Common Mistakes To Avoid
- Don’t file a blade or remove the ground pin to “make it fit.” That defeats polarization and can leave exposed metal live.
- Don’t move the white neutral to the brass screw on a replacement plug. White goes to silver; black (or red) goes to brass; green goes to the green ground screw.
- If an outlet is old and both slots are the same size, treat it as unpolarized and plan an upgrade.
United Kingdom & Ireland: Which Pin Is Live On A BS 1363 Plug
Inside the BS 1363 plug body, the brown wire lands on the terminal marked “L” (live), the blue wire lands on “N” (neutral), and the green/yellow lands on the earth terminal. With the plug pins facing you and the earth pin at the top, live is the lower right pin. The Electrical Safety First guide shows the color code and the role of the fuse in the plug.
Fused Plug And Shuttered Socket
The BS 1363 plug carries a replaceable cartridge fuse sited on the live side. The socket uses shutters that open only after the earth pin engages. Both features pair with correct polarity: live enters through the fuse, neutral returns on the other side, and the earth connection makes contact first.
Quick Wiring Tips
- Brown to “L,” blue to “N,” green/yellow to the earth terminal.
- Trim the cores so the earth is longest, neutral medium, live shortest; that way a hard yank tends to pull live first, then neutral, with earth last.
- Pick the correct cartridge fuse for the appliance rating, and seat it firmly.
Australia & New Zealand: Active, Neutral, Earth
The AS/NZS 3112 plug has two flat pins in a “V” and a vertical earth pin. Viewed from the front with the earth down, the upper left pin is active (hot) and the upper right pin is neutral. The Electrical Equipment Safety System note shows the pin order as earth, neutral, active in clockwise sequence when viewed from the pin side.

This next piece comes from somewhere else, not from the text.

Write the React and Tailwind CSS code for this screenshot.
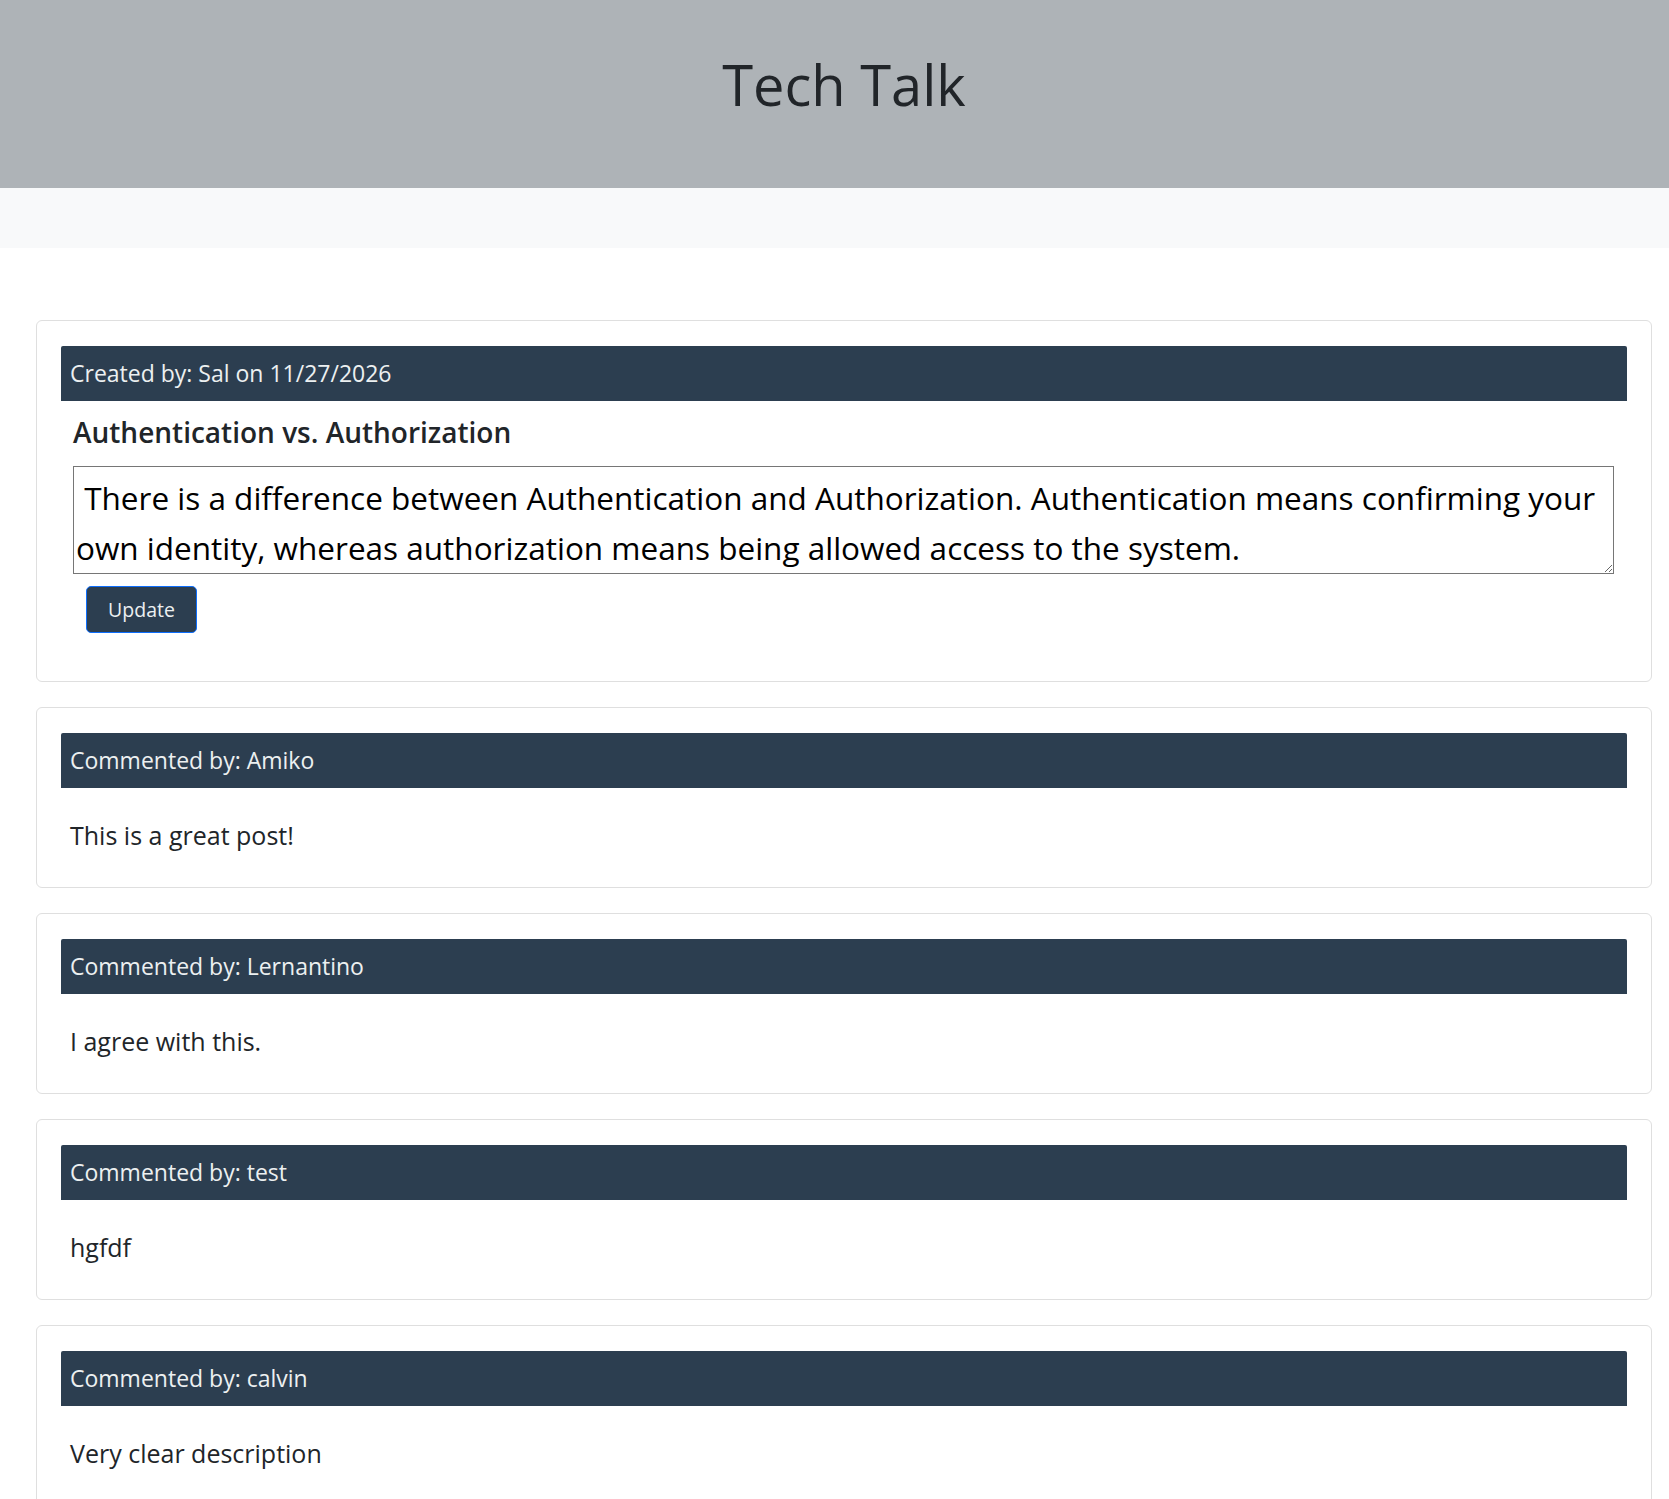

Cable Colors Under AS/NZS Rules
Modern flexible cords use brown for active, blue for neutral, and green/yellow for earth. If a cord looks older and colors don’t match, replace the cord or fit a new lead that follows current markings.
What Side Of A Plug Is Hot On Common European Sockets
Type E/F (“Schuko”) sockets across much of Europe accept round-pin plugs that can be inserted either way. That means hot and neutral may swap depending on the socket. Many appliances shipped with these plugs are built to accept either orientation without issue. Travel adapters that convert between systems may present a fixed live on their outlet face, yet the wall socket upstream can still feed either contact as line or neutral.
Safe Use With Adapters
Bring a fused adapter from a known brand. Watch the total current draw on multi-way adapters, leave space around plugs so they don’t overheat, and don’t chain travel cubes or stacks.

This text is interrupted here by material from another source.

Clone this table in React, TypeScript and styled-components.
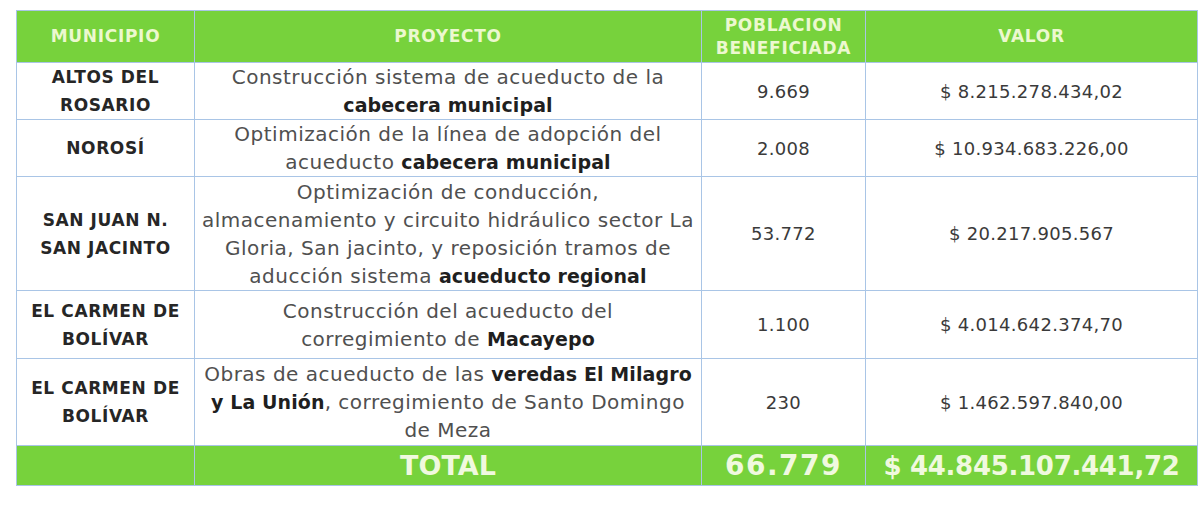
import React from "react";
import styled, { createGlobalStyle } from "styled-components";

const Global = createGlobalStyle`
  html, body { margin: 0; padding: 0; background: #ffffff; }
  body { font-family: "DejaVu Sans", "Liberation Sans", sans-serif; }
`;

const Page = styled.div`
  width: 1200px;
  height: 508px;
  padding: 10px 0 0 16px;
  box-sizing: border-box;
`;

const Table = styled.table`
  border-collapse: collapse;
  table-layout: fixed;
  width: 1181px;
`;

const Col = styled.col<{ $w: number }>`
  width: ${(p) => p.$w}px;
`;

const GreenRow = styled.tr<{ $h: number }>`
  background: #77d23c;
  height: ${(p) => p.$h}px;
`;

const BodyRow = styled.tr<{ $h: number }>`
  height: ${(p) => p.$h}px;
  background: #ffffff;
`;

const HeadCell = styled.th`
  border: 1px solid #a9c5e6;
  color: #ecf8cf;
  font-size: 17px;
  font-weight: bold;
  line-height: 23px;
  text-align: center;
  vertical-align: middle;
  padding: 0;
  letter-spacing: 0.7px;
`;

const TotalCell = styled.td<{ $size: number; $ls?: number }>`
  border: 1px solid #a9c5e6;
  color: #f0f9df;
  font-size: ${(p) => p.$size}px;
  letter-spacing: ${(p) => p.$ls ?? 0}px;
  font-weight: bold;
  text-align: center;
  vertical-align: middle;
  padding: 0;
  line-height: 36px;
`;

const MuniCell = styled.td`
  border: 1px solid #a9c5e6;
  color: #262626;
  font-size: 17px;
  font-weight: bold;
  letter-spacing: 0.6px;
  line-height: 28px;
  text-align: center;
  vertical-align: middle;
  padding: 0;
`;

const ProjectCell = styled.td`
  border: 1px solid #a9c5e6;
  color: #505050;
  font-size: 20px;
  letter-spacing: 0.5px;
  line-height: 28px;
  text-align: center;
  vertical-align: middle;
  padding: 0;
  white-space: nowrap;
  b {
    color: #1f1f1f;
    font-size: 19px;
    font-weight: bold;
    letter-spacing: 0.1px;
  }
`;

const NumCell = styled.td`
  border: 1px solid #a9c5e6;
  color: #3a3a3a;
  font-size: 18px;
  letter-spacing: 0.3px;
  text-align: center;
  vertical-align: middle;
  padding: 0;
`;

type Row = {
  h: number;
  muni: React.ReactNode;
  project: React.ReactNode;
  pop: string;
  value: string;
};

const rows: Row[] = [
  {
    h: 57,
    muni: (<>ALTOS DEL<br />ROSARIO</>),
    project: (<>Construcción sistema de acueducto de la<br /><b>cabecera municipal</b></>),
    pop: "9.669",
    value: "$ 8.215.278.434,02",
  },
  {
    h: 57,
    muni: "NOROSÍ",
    project: (<>Optimización de la línea de adopción del<br />acueducto <b>cabecera municipal</b></>),
    pop: "2.008",
    value: "$ 10.934.683.226,00",
  },
  {
    h: 114,
    muni: (<>SAN JUAN N.<br />SAN JACINTO</>),
    project: (
      <>
        Optimización de conducción,<br />
        almacenamiento y circuito hidráulico sector La<br />
        Gloria, San jacinto, y reposición tramos de<br />
        aducción sistema <b>acueducto regional</b>
      </>
    ),
    pop: "53.772",
    value: "$ 20.217.905.567",
  },
  {
    h: 68,
    muni: (<>EL CARMEN DE<br />BOLÍVAR</>),
    project: (<>Construcción del acueducto del<br />corregimiento de <b>Macayepo</b></>),
    pop: "1.100",
    value: "$ 4.014.642.374,70",
  },
  {
    h: 87,
    muni: (<>EL CARMEN DE<br />BOLÍVAR</>),
    project: (
      <>
        Obras de acueducto de las <b>veredas El Milagro</b><br />
        <b>y La Unión</b>, corregimiento de Santo Domingo<br />
        de Meza
      </>
    ),
    pop: "230",
    value: "$ 1.462.597.840,00",
  },
];

export default function App() {
  return (
    <Page>
      <Global />
      <Table>
        <colgroup>
          <Col $w={178} />
          <Col $w={507} />
          <Col $w={164} />
          <Col $w={332} />
        </colgroup>
        <thead>
          <GreenRow $h={52}>
            <HeadCell>MUNICIPIO</HeadCell>
            <HeadCell>PROYECTO</HeadCell>
            <HeadCell>POBLACION<br />BENEFICIADA</HeadCell>
            <HeadCell>VALOR</HeadCell>
          </GreenRow>
        </thead>
        <tbody>
          {rows.map((r, i) => (
            <BodyRow key={i} $h={r.h}>
              <MuniCell>{r.muni}</MuniCell>
              <ProjectCell>{r.project}</ProjectCell>
              <NumCell>{r.pop}</NumCell>
              <NumCell>{r.value}</NumCell>
            </BodyRow>
          ))}
          <GreenRow $h={40}>
            <TotalCell $size={1} />
            <TotalCell $size={27}>TOTAL</TotalCell>
            <TotalCell $size={28} $ls={1.5}>66.779</TotalCell>
            <TotalCell $size={26} $ls={-0.3}>$ 44.845.107.441,72</TotalCell>
          </GreenRow>
        </tbody>
      </Table>
    </Page>
  );
}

How To Tell Hot From Neutral On A Cord Or Plug
When markings aren’t obvious, these quick checks help:
- Screw colors: Brass = hot; silver = neutral; green = ground.
- Blade size: Narrow blade = hot; wide blade = neutral (North America).
- Insulation feel: Smooth side on a two-wire lamp cord = hot; ribbed side = neutral.
- Stamping: Look for “L” and “N” near terminals; “E” or the ⏚ symbol marks earth.
- Fuse location: On UK plugs, the fuse sits on the live side beside the “L” terminal.
Table Of Quick Checks And Fixes
| What You See | What It Means | What To Do |
|---|---|---|
| Wide and narrow blades on a two-prong plug | Polarized cord; narrow is hot | Match narrow blade to the right slot on the outlet |
| Silver and brass screws on a replacement plug | Polarity markers | White to silver, black to brass, green to ground |
| Schuko plug and socket | No fixed hot side | Use gear rated for either orientation |
| UK plug with fuse next to a terminal | That terminal is live | Brown wire to the fused “L” side |
| Australian plug with earth down | Upper left pin is active | Brown to left pin, blue to right |
Step-By-Step: Wire A Rewirable Plug Safely
- Unplug the device and open the plug housing.
- Trim the cord jacket so the clamp grips it, not the inner conductors.
- Strip each conductor just enough to fit fully under the terminal.
- Land neutral on the silver “N,” hot on the brass “L,” and ground on the green screw or earth symbol.
- Tighten the terminals. Tug each wire to confirm it’s secure.
- Form a gentle loop so the earth lead is last to pull if the cord gets yanked.
- Re-fit the strain relief and close the housing.
Troubleshooting Polarity Problems
Lights flicker when you jiggle the cord? Outlet tester shows reversed polarity? Here are steps that solve most home cases:
- Swap the two blades on a rewirable two-prong plug if they were wired backward.
- Replace worn or heat-marked plugs and cords rather than patching them.
- Upgrade unpolarized or cracked outlets to modern tamper-resistant, grounded receptacles.
- On a lamp, check that the center tab ties to the switch and the shell ties to neutral.
Polarity Basics For Travelers
Check both ends of any setup. A travel adapter might present a neat, polarized outlet on its face while feeding from an unpolarized Schuko socket in the wall. Pack a small plug-in tester for US outlets at your destination, keep wattage within the adapter’s rating, and replace any adapter that runs hot to the touch.
Final Tips
Match hot to hot and neutral to neutral. Use the markings on plugs, the blade widths, and the cord ridges to spot the hot side fast. When something looks odd, check a wiring diagram for your plug type and replace damaged parts with listed components that match your region. For a color-code refresher, the Electrical Safety First page is handy, and for Australia the EESS guidance covers AS/NZS 3112 details.